October 20, 2011 — The C.D. Howe Institute’s Monetary Policy Council (MPC) today recommended that the Bank of Canada maintain its target for the overnight rate, the very short-term interest rate the Bank targets for monetary policy purposes, at 1.00 percent at its next announcement on October 25, 2011. The Council further recommended holding the target at 1.00 percent at the following announcement on December 6, 2011, and called for a continued target of 1.00 through April 2012, followed by an increase to 1.50 percent by October 2012.
The MPC is a panel sponsored by the C.D. Howe Institute to provide an independent assessment of the monetary stance most appropriate for the Bank of Canada as it seeks to achieve its 2 percent inflation target. William Robson, the Institute’s President and CEO, chairs the Council.
The MPC’s formal recommendations for each announcement date are its median votes. The recommendations for an unchanged target on October 25 and at the following announcement in early December reflected a balance: for the upcoming rate setting, five of the seven members in attendance called for no change, with one urging an increase to 1.25 percent and one a cut to 0.75 percent; for the December setting, four called for a target of 1.00 percent, while two wanted 1.25 percent and one 0.75 percent. The group unanimously called for the overnight rate target to rise over a 12-month horizon, anticipating a gradual dissipation of some of the uncertainties currently afflicting the world economy, and a resumption of moderate economic growth in Canada and abroad.
As for the nearer term, the split decision reflected a number of uncertainties and tensions. Since the Bank of Canada’s last policy rate setting in early September 2011, many of the indicators of demand and output in North America have come in at the strong end of – admittedly subdued – expectations, and consumer price inflation has been stubbornly high. (Some in the group said they expected Canada’s CPI release on October 21 to register a year-over-year increase of 3.0 percent – at the top of the error band around the 2 percent target – or more). MPC members leaning toward an increase tended to highlight the distorting effects of prolonged very low interest rates on the economy, such as much increased variable-rate mortgage financing and overinvestment in residential real estate. Financial-market and survey indicators of sentiment, by contrast, appear to prefigure slower spending and scaled back investment intentions, while both survey and market indicators of inflation expectations have moderated. On the whole, this mixed picture increased the group’s comfort with a gradual return of the overnight rate to a level consistent with longer-term, stable-inflation growth.

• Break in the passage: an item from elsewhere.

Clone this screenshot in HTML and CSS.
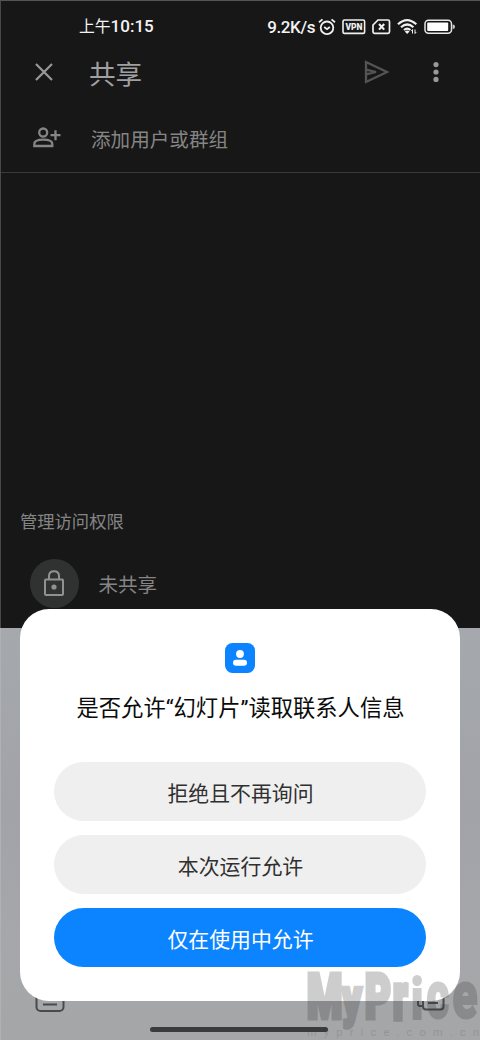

A particular tension in the discussion related to the Bank of Canada’s need to balance the imperative of inflation control against a material risk of bad news from abroad – with a deepening of the European crisis being the main concern, and an abrupt slowdown in China lurking in the background. Some MPC members felt that the Bank of Canada needed to put its inflation target unambiguously first, and begin raising the overnight rate to contain price pressures and maintain its credibility – all the more important in a run-up to a new monetary policy framework agreement that has yet to be announced. Others emphasized the risks to the Bank’s credibility posed by overnight-rate increases followed in short order by decreases prompted by a deteriorating environment abroad. They argued that an abrupt reversal could make market participants and the public doubt the Bank’s competence, and intensify feelings of crisis. This concern also shaped the Council’s overall view that the return of the overnight rate to a more normal level ought to be gradual.
MPC Members | Oct. 25 | Dec. 6 | 6 months | 12 months |
Sheryl King BofA Merrill Lynch Global Research |
1.00% | 1.00% | 1.00% | 1.50% |
Thorsten Koeppl Queens University |
1.00% | 1.25% | 2.00% | 2.75% |
Angelo Melino University of Toronto |
1.00% | 1.00% | 1.25% | 1.75% |
Doug Porter BMO Capital Markets |
1.00% | 1.00% | 1.00% | 1.50% |
Christopher Ragan McGill University and David Dodge Chair in Monetary Policy, C.D. Howe Institute |
1.25% | 1.25% | 1.50% | 2.00% |
Nicholas Rowe Carleton University |
0.75% | 0.75% | 1.00% | 1.25% |
Pierre Siklos Wilfrid Laurier University |
1.00% | 1.00% | 1.00% | 1.50% |
Median Vote | 1.00% | 1.00% | 1.00% | 1.50% |
The views and opinions expressed by the participants are their own and do not necessarily reflect the views of the organizations with which they are affiliated, or those of the C.D. Howe Institute.
The MPC’s next vote will take place on December 1, 2011, prior to the Bank of Canada’s interest rate announcement on December 6, 2011.